Single Particle Analysis is a group of related of computerized image processing techniques used to analyze images from transmission electron microscopy (TEM)^[1] . These methods were developed to improve and extend the information obtainable from TEM images of particulate samples, typically proteins or other large biological entities such as whole viruses. Individual images of stained or unstained particles are very noisy, and so hard to interpret. Combining several digitized images of similar particles together gives an image with stronger and more easily interpretable features. An extension of this technique uses single particle methods to build up a three dimensional reconstruction* of the particle. Using cryo-electron microscopy it is now possible to generate reconstructions with sub-nanometer resolution and near-atomic resolution ^[2] in the case of highly symmetric viruses.

The image processing is carried out using specialized software programs, which are described here. Depending on the sample or the desired results, various steps of two- or three-dimensional processing can be done.

Biological samples, and especially samples embedded in thin vitreous ice, are highly radiation sensitive, thus only low electron doses can be used to image the sample. This low dose, as well as variations in the metal stain used (if used) means images have high noise relative to the signal given by the particle being observed. By aligning several similar images to each other so they are in register and then averaging them, an image with higher signal to noise ratio can be obtained. As the noise is mostly randomly distributed and the underlying image features constant, by averaging the intensity of each pixel over several images only the constant features are reinforced. Typically, the optimal alignment (a translation and an in-plane rotation) to map one image onto another is calculated by cross-correlation.

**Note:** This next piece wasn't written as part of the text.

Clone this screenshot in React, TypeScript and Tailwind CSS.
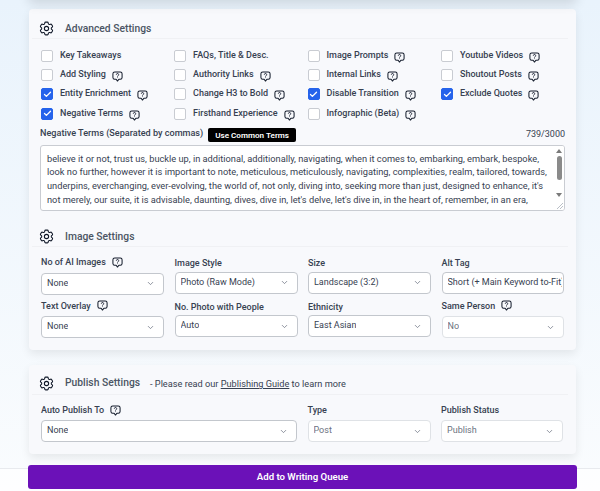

However, a micrograph often contains particles in multiple different orientations and/or conformations, and so to get more representative image averages, a method is required to group similar particle images together into multiple sets. This is normally carried out using one of several data analysis and image classification algorithms, such as multi-variate statistical analysis* and hierarchical ascendant classification*, or K-means classification*.

Often data sets of ten of thousands of particle images are used, and to reach an optimal solution an iterative procedure of alignment and classification is used, whereby strong image averages produced by classification are used as reference images for a subsequent alignment the whole data.

Image filtering (band pass filtering) is often used to reduce the influence of high and/or low spatial frequency* information in the images, which can affect the results of the alignment and classification procedures. This is particularly useful in negative stain images.

Due to the nature of image formation in the electron microscope, images are obtained using significant underfocus*. This, along with features inherent in the microscope's lens system, creates blurring of the collected images visible as a point spread function. The combined effects of the imaging conditions are known as the Contrast Transfer Function* (CTF), and can be approximated mathematically as a function in reciprocal space.